Twelve and a half long years he spent in the prison, in spite of many efforts to secure his release and in spite of many attempts on the part of his wife to persuade the courts to show mercy.
Nevertheless, although imprisonment and separation from his family were dreadful, Bunyan’s suffering was never as bad as was the suffering of others in far more horrible prisons.4 His wife was cared for, if meagerly, by his congregation; the jailer was a kind man who did not, as some, vent his brutality on his prisoners; and in the later years Bunyan was even permitted to leave prison to see his wife and children, to preach in his congregation, to visit his parishioners, and even to travel to London—although the jailer was severely censured for the latter extravagance. He was not deprived of his books, paper, and pen, and it was during these years in prison that Bunyan wrote a number of books, including the classic, The Pilgrim’s Progress. His blind daughter came to visit him nearly every day.
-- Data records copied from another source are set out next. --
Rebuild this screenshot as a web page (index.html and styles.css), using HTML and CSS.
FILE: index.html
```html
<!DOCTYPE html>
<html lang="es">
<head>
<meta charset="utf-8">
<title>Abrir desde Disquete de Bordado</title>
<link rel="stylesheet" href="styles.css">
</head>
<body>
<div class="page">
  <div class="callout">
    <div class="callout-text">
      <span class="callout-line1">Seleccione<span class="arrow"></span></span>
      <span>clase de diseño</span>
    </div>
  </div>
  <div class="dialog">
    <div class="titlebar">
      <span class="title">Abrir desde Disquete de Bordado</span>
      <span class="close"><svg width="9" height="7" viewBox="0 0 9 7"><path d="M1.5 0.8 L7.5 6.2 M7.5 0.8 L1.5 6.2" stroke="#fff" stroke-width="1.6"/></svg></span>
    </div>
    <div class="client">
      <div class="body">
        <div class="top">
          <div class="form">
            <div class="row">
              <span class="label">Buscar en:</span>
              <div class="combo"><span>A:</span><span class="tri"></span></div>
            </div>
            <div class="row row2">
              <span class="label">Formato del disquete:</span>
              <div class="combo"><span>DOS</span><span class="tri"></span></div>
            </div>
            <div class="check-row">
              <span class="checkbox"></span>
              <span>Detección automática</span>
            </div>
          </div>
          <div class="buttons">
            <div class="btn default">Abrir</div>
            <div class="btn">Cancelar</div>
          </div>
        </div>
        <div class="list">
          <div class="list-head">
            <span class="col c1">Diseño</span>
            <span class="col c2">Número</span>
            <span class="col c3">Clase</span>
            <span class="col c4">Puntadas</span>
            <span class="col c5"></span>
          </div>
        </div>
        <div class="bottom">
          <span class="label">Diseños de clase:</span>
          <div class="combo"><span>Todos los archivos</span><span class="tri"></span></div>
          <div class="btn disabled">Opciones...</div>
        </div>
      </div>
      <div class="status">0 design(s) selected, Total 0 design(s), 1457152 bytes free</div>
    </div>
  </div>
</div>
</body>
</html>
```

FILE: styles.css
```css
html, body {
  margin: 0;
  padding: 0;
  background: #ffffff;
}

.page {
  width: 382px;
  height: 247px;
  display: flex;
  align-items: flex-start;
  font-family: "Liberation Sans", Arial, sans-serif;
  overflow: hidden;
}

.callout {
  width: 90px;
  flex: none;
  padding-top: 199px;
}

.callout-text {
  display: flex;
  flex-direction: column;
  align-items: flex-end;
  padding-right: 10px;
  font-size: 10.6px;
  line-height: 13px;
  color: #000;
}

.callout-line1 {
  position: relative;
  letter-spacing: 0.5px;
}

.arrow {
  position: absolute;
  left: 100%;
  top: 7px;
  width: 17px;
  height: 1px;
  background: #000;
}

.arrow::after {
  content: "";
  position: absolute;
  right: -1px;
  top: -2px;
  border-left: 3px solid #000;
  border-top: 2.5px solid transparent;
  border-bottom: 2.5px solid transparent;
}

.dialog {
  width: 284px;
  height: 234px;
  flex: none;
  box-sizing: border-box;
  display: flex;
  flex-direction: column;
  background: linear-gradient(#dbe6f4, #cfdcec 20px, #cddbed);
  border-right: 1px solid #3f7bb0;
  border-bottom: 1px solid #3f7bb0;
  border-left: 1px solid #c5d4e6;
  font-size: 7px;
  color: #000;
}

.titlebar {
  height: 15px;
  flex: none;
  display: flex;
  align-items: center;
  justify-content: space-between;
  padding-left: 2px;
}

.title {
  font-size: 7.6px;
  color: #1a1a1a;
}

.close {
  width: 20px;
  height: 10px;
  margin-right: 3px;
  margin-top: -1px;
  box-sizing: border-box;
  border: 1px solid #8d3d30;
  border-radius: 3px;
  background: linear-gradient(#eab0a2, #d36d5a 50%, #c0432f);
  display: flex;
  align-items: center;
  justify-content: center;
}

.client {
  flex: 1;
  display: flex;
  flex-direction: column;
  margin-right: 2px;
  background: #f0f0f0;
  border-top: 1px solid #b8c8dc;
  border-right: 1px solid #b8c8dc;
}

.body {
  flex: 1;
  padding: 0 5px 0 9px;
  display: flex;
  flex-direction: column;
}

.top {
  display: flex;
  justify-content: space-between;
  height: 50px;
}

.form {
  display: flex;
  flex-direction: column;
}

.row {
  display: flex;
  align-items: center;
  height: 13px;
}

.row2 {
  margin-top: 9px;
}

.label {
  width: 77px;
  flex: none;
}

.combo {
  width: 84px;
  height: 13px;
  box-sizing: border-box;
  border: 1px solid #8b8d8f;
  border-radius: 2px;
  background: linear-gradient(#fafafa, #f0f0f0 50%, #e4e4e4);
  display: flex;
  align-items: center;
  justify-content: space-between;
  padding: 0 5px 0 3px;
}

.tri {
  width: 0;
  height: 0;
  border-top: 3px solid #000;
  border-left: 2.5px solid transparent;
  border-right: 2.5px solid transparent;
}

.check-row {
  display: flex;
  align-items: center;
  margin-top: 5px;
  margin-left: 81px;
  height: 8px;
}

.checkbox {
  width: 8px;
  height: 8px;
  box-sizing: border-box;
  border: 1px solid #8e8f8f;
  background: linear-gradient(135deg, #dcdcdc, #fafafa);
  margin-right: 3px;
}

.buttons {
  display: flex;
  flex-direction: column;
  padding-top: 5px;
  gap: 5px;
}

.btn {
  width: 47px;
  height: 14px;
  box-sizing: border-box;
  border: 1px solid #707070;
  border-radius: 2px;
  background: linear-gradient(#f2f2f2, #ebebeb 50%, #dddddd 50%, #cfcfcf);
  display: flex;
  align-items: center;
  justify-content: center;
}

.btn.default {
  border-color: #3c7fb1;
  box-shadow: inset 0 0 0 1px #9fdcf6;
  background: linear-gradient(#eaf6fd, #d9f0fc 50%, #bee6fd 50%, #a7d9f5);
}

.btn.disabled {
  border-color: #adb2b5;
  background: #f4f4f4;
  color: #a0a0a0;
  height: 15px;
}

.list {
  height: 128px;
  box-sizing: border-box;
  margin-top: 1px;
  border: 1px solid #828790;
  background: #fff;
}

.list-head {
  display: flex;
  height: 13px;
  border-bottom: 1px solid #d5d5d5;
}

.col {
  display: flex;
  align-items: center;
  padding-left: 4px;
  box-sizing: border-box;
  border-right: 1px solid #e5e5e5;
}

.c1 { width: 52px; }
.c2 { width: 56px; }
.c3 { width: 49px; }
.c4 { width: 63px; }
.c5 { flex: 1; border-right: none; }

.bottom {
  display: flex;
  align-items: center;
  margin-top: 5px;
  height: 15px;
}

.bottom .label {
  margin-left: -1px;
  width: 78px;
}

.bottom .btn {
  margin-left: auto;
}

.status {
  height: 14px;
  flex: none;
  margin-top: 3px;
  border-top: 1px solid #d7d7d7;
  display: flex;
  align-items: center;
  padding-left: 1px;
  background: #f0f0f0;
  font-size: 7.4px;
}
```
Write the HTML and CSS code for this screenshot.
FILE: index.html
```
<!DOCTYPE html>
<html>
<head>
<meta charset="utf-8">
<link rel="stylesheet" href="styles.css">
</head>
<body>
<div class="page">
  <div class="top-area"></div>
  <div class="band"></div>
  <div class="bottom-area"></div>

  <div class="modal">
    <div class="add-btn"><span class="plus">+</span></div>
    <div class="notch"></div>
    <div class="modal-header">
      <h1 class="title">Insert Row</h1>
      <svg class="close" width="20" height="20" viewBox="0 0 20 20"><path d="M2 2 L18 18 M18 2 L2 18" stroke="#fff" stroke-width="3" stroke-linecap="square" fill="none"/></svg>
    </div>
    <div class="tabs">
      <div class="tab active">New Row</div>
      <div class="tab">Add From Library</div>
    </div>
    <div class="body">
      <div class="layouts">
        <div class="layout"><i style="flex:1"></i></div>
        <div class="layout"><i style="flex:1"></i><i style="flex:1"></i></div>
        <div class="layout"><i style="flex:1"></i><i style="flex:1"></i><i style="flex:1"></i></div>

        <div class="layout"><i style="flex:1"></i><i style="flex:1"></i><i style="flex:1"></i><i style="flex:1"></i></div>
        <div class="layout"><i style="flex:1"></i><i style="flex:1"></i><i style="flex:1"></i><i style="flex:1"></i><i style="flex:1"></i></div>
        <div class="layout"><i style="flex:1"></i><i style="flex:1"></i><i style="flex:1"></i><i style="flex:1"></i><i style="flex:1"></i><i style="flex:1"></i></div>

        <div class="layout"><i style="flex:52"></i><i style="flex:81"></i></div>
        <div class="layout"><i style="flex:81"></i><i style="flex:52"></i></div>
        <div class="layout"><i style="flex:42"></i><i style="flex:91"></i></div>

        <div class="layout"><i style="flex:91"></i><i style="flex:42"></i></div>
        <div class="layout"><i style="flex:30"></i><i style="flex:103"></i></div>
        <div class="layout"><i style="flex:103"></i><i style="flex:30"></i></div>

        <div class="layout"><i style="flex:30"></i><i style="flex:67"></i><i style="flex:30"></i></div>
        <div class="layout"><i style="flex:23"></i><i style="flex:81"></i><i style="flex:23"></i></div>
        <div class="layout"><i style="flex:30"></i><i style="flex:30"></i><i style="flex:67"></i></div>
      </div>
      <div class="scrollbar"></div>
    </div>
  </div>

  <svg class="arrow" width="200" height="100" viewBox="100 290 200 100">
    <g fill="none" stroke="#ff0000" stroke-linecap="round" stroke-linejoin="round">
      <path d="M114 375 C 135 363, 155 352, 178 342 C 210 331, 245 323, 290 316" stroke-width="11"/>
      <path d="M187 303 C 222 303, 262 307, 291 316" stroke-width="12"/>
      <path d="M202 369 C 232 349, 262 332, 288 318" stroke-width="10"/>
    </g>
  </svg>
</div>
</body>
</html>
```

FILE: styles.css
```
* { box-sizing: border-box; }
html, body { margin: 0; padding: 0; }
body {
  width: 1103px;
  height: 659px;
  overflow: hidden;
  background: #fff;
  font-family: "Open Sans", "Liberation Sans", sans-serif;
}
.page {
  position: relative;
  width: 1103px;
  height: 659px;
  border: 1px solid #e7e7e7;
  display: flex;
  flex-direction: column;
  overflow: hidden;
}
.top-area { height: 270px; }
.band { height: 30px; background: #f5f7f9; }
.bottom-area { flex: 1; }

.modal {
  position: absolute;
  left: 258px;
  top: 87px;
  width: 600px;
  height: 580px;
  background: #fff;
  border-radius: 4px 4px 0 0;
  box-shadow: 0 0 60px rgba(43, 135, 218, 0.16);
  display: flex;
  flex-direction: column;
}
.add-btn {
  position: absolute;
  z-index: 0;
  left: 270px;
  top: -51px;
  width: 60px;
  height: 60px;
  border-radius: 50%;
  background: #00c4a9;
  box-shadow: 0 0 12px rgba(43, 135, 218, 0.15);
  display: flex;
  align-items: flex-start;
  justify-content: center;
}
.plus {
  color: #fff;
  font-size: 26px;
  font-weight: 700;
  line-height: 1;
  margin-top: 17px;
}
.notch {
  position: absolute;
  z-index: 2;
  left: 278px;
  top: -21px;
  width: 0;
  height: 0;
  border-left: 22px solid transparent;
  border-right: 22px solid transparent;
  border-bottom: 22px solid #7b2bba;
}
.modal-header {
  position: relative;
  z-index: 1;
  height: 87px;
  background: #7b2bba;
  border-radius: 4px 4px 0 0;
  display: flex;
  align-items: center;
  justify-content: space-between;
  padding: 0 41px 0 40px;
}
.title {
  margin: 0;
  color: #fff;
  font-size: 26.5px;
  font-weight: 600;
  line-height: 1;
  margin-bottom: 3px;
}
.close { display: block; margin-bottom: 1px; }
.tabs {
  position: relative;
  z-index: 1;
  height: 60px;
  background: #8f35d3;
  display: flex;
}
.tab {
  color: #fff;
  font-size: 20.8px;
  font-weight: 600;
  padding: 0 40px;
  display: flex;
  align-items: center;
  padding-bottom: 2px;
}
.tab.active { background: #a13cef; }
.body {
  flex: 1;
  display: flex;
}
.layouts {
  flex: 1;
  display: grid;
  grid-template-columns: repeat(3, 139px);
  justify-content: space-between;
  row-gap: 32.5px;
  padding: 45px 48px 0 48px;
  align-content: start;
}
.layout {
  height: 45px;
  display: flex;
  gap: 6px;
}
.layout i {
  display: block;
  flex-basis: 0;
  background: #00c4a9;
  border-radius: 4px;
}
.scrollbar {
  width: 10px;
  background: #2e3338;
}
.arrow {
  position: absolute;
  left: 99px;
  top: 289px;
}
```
Finally, after twelve and a half years, and when Charles II relented a bit, Bunyan was released. He put his affairs in order, and resumed his labors in the congregation. It was under his leadership that his congregation organized and became the first legal congregation of dissenters in England.
His fame as a preacher grew, and the small chapel had to be repeatedly enlarged. Branch meetings were held in the surrounding villages, and the first preaching circuits were established. Bunyan became a kind of “bishop” of the churches and was even sometimes affectionately called “Bishop Bunyan.”5
His influence spread, and even in London, when he preached, he attracted throngs of people. The story is told that Dr. Owen was one of his frequent hearers in London. When that erudite and highly educated divine was sneeringly asked by Charles II how he could go to hear a tinker preach, Owen responded: “I would give all my learning to be able to preach as well as the tinker.”
His ministry was not long. During a time when he was very ill, Bunyan departed on a long trip through stormy and wet weather to engage in pastoral work. From this he never recovered, and he died in the home of a friend. The year was 1688. He was 60 years old. His wife outlived him by four years. The Pilgrim’s Progress
Bunyan’s views accurately reflect the theology of Puritansin those days. He was strong on doctrine and even satirized the Anglican Church in Mr. Worldly Wiseman, who wanted to reduce Christianity to mere ethics. He held firmly to the doctrines of grace, but emphasized particularly the Lutheran viewpoint of justification by faith alone.
But especially in the view of conversion, he reflected Puritan views, and without a solid doctrine of the covenant he had no room for the conversion of the elect in infancy in the line of the covenant and in the daily conversion to which a child of God is called. In his spiritual biography, Grace Abounding to the Chief of Sinners (1666), he spoke of conversion as involving conviction of sin, attempts to appease God with legal righteousness, subsequent despair, a long and drawn-out period of temptation and struggle, and finally peace in the way of faith in Christ. Such a conversion, though indeed the means God uses to bring some to salvation, has become the norm for genuine conversion even in many Reformed circles, but in those circles where there is no biblical doctrine of the covenant.
Bunyan wrote over 50 books, the best-known of which are The Holy War and Grace Abounding to the Chief of Sinners. But The Pilgrim’s Progress will to the end of time be associated in the minds of many saints with John Bunyan. It has gone through over 50 editions, and every Christmas season seems to bring a new one these days. It has been translated into many foreign languages, including all the languages and dialects of continental Europe. It was, in past years, almost always found on the shelf of godly homes, even though the only other book was the Bible.
Even Huckleberry Finn gives a concise description of it: “Interesting, but tough.” But who among us, who has read it, can ever forget Mr. Valiant-for-Truth and Mr. Worldly-Wiseman? And who, having traveled with Pilgrim, can erase from his mind the Slough of Despond and House Beautiful? It will live yet many generations, if the Lord tarry, as the pilgrim’s guide on our way to the Celestial City.
1 This statement is not quite correct. Baptist churches were established in England long before the ejection. But many of these independent congregations moved in the direction of the Baptist churches.
2 A mender of kettles and pots.
3 That he joined the army is certain. Over the question of which army he joined, there is some dispute. Some biographers insist that he joined the Royalist troops. At any rate, this was in the days when the armies of Charles I and Oliver Cromwell were engaged in bloody civil war.
4 Anyone who has read Charles Dickens knows the dreadful state of England’s prison system and the suffering of those in it.
5 These independent congregations had no rule of elders, and it is not strange that a man of Bunyan’s influence would occupy an influential place in the churches.